Selectivity was measured as the proportion of effective behaviours. We counted the number of effective behaviours (i.e. either pushing the near-end or pulling the far-end of a functional lever) and the number of ineffective behaviours (i.e. either pushing the far-end or pulling the near-end of a functional lever) in each trial. Then, we divided the number of effective behaviours by the total number of effective and ineffective behaviours for that trial.
Persistence has been used to assess motivation (e.g. Biondi et al. 2008; Chow et al. 2016; Griffin et al. 2014). We measured persistence as the rate of attempting to solve the problem. An attempt was recorded whenever a squirrel used any of its body parts to manipulate a functional lever, regardless of whether the manipulation was exhibited as effective or ineffective behaviours directed at the box. A new attempt was counted when squirrels switched to a different functional lever or when the squirrel returned to manipulating the same lever after at least one second without having its body in contact with the lever. We counted the total number of attempts in each trial on all functional levers and then divided this number by the total success latency as defined above.
Motor diversity was measured as the rate of using different tactics in solving the problem. We used Chow et al. (2016)’s Table 1 to code the tactics that squirrels used within solving a functional lever. Nine types of behaviour were coded: pull, push in, push up, push down, tilt up, claw, lick, shake and any of two or more of these behaviours occurring simultaneously (combined behaviours). We obtained the rate of motor diversity for each trial by counting the number of types of behaviours that a squirrel exhibited during a trial (ranged from 1 to 9) and then dividing this number by the total success latency for the trial, as defined above.
Flexibility was measured as the rate of switching between tactics.

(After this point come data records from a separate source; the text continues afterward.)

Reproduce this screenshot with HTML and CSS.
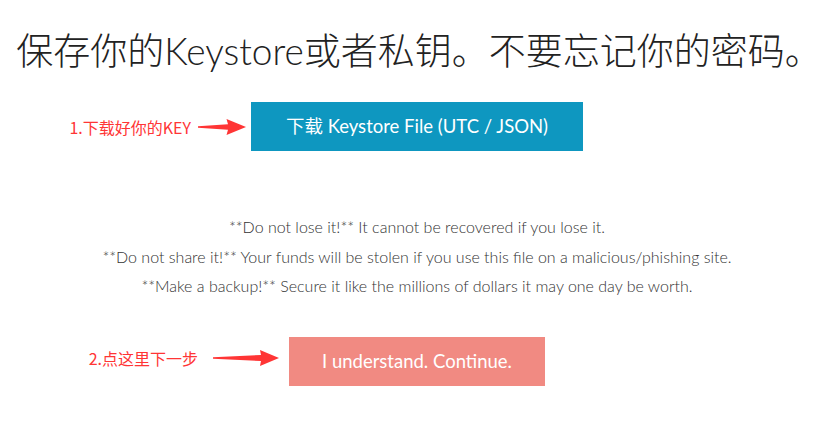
FILE: index.html
```html
<!DOCTYPE html>
<html lang="zh-CN">
<head>
<meta charset="utf-8">
<title>Save your Keystore</title>
<link rel="stylesheet" href="styles.css">
</head>
<body>
<main class="page">
  <h1 class="title">保存你的Keystore或者私钥。不要忘记你的密码。</h1>

  <div class="cta cta-download">
    <div class="note note-1">
      <span class="note-text">1.下载好你的KEY</span>
      <svg class="arrow" width="48" height="16" viewBox="0 0 48 16" aria-hidden="true">
        <polygon points="0,7.2 30,5.2 28.5,0 48,8 28.5,16 30,10.8 0,8.8" fill="#ff3535"/>
      </svg>
    </div>
    <a class="btn btn-primary" href="#">下载 Keystore File (UTC / JSON)</a>
  </div>

  <div class="warnings">
    <p>**Do not lose it!** It cannot be recovered if you lose it.</p>
    <p>**Do not share it!** Your funds will be stolen if you use this file on a malicious/phishing site.</p>
    <p>**Make a backup!** Secure it like the millions of dollars it may one day be worth.</p>
  </div>

  <div class="cta cta-continue">
    <div class="note note-2">
      <span class="note-text">2.点这里下一步</span>
      <svg class="arrow" width="66" height="16" viewBox="0 0 66 16" aria-hidden="true">
        <polygon points="0,7.2 48,5 47,0 66,8 47,16 48,11 0,8.8" fill="#ff3535"/>
      </svg>
    </div>
    <a class="btn btn-danger" href="#">I understand. Continue.</a>
  </div>
</main>
</body>
</html>
```
FILE: styles.css
```css
html, body {
  margin: 0;
  padding: 0;
  background: #ffffff;
}

body {
  font-family: Lato, "Noto Sans CJK SC", sans-serif;
  color: #333333;
}

.page {
  display: flex;
  flex-direction: column;
  align-items: center;
  padding-top: 29px;
}

.title {
  margin: 0;
  padding-left: 14px;
  font-family: Lato, "Noto Sans CJK SC", sans-serif;
  font-weight: 300;
  font-size: 37px;
  line-height: 43px;
  color: #222222;
  white-space: nowrap;
}

.cta {
  position: relative;
  margin-left: 10px;
}

.cta-download {
  margin-top: 30px;
}

.cta-continue {
  margin-top: 36px;
}

.btn {
  display: block;
  height: 49px;
  line-height: 49px;
  font-family: Lato, "Noto Sans CJK SC", sans-serif;
  font-weight: 400;
  color: #ffffff;
  text-decoration: none;
  text-align: center;
  box-sizing: border-box;
}

.btn-primary {
  width: 332px;
  font-size: 18.5px;
  background: #0e97c0;
}

.btn-danger {
  width: 256px;
  font-size: 18.5px;
  background: #f18a82;
}

.note {
  position: absolute;
  top: 50%;
  transform: translateY(-50%);
  display: flex;
  align-items: center;
  white-space: nowrap;
}

.note-text {
  font-family: "Noto Sans CJK SC", sans-serif;
  font-size: 16px;
  line-height: 20px;
  color: #ff3535;
}

.arrow {
  display: block;
}

.note-1 {
  right: calc(100% + 5px);
  gap: 7px;
}

.note-2 {
  right: calc(100% + 10px);
  gap: 15px;
  top: calc(50% - 3px);
}

.warnings {
  margin-top: 61px;
  margin-left: 10px;
  text-align: center;
}

.warnings p {
  margin: 0;
  font-family: Lato, sans-serif;
  font-weight: 300;
  font-size: 16px;
  line-height: 29.5px;
  color: #333333;
}
```
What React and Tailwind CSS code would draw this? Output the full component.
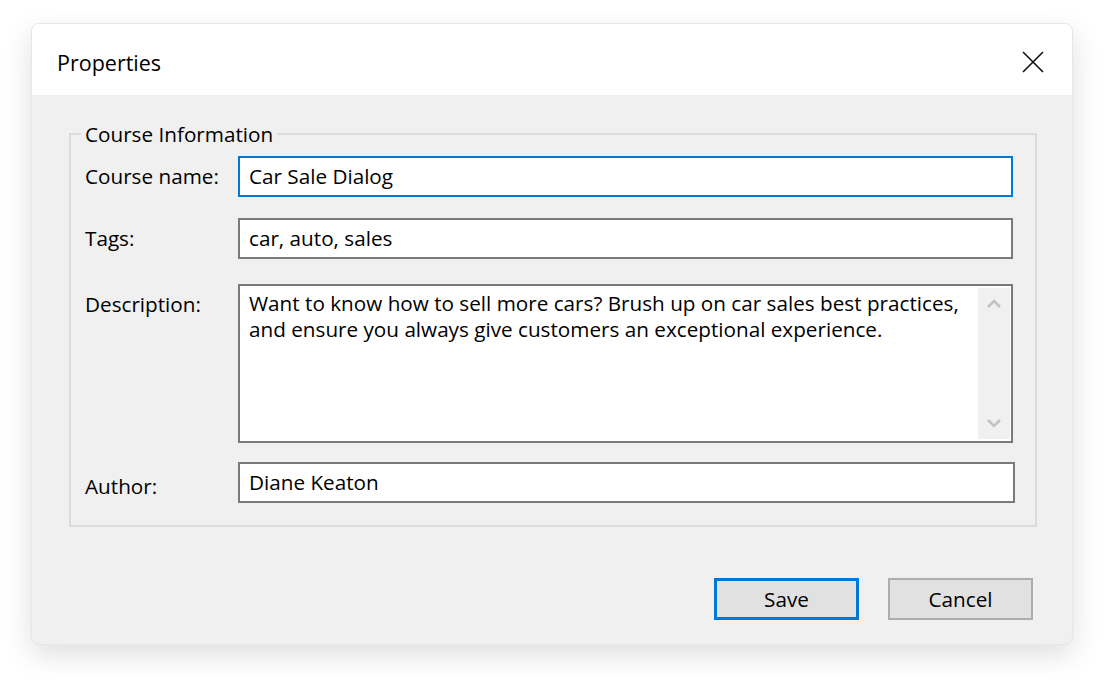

A switch was counted whenever a squirrel changed from any of the tactics listed in motor diversity to a different one, regardless of whether either of the tactics involved was effective. We first counted the number of switches between tactics and then divided this number by the total success latency, as defined above, to obtain the rate of flexibility in each trial. To further examine squirrels’ retrieval strategies, we measured the mean number of ‘non-productive’ switches (i.e. switches from effective to ineffective behaviours) across functional levers.
We used R version 3.3.2 (R Core Team 2016) to analyse all behavioural data. All significance levels reported are two-tailed and were considered as significant when P < 0.05.
For the recall task, we used exact binomial tests to examine whether each squirrel was significantly more likely to direct attempts at functional levers (baited with hazelnuts) than at non-functional levers (without hazelnuts). We then pooled the P values using Fisher’s formula χ
2 = −2 Σ In(P) (Sokal and Rohlf 1995 p. 794). For the generalisation test, we used a Wilcoxon signed-rank test to assess differences in contact latency from the recall test, and Spearman’s correlation to examine relationships between contact latency and mean success latency on the first trial.
We used generalised estimating equations (GEE) with exchangeable ‘working’ correlation (Hardin and Hilbe 2003) to investigate (1) whether the mean latency to each success in the first trial of the recall task differed from the mean latency to each success in the first trial and the last trial of the original task; (2) whether the mean latency to each success in the last trial of the recall task differed from the mean latency to each success on the first trial of the generalisation task; (3) how the mean latency to each success varied across trials in each task; (4) how each behavioural trait (rate of attempts, rate of flexibility, rate of motor diversity and proportion of effective behaviours) varied across trials; and (5) how the behavioural traits contributed to increasing efficiency in the recall task and in the generalisation task, separately. GEE is a quasiparametric statistical test for model estimates. Because small sample size leads to underestimation of the variance of parameter estimates, we obtained the P values using the package ‘geesmv’ (Wang 2015), which adjusted the modified ‘sandwich’ variance estimator (Wang and Long 2011) for estimating the variance–covariance matrix of the parameter estimates. This modified variance has been shown to be robust for experiments that have very small sample size with each individual completing all trials, as in our case.
We used Pearson correlations to explore the relationships between covariates before model testing. Attempt rate and motor diversity were highly correlated in the recall tasks (r = 0.78) and in the generalisation task (r = 0.86). High correlation was also shown between attempt rate and selectivity (r = 0.53) for the generalisation task. To avoid confusion in interpreting the results due to multicollinearity, and, in line with the primary focus of this study on memory for task-effective behaviours, we selected variables for model estimations as follows. We included attempt rate, selectivity, switch rate and trial number for the recall task, but excluded attempt rate was excluded from the model estimation for the generalisation task, because, given the high level of accuracy, it was confounded with the other traits.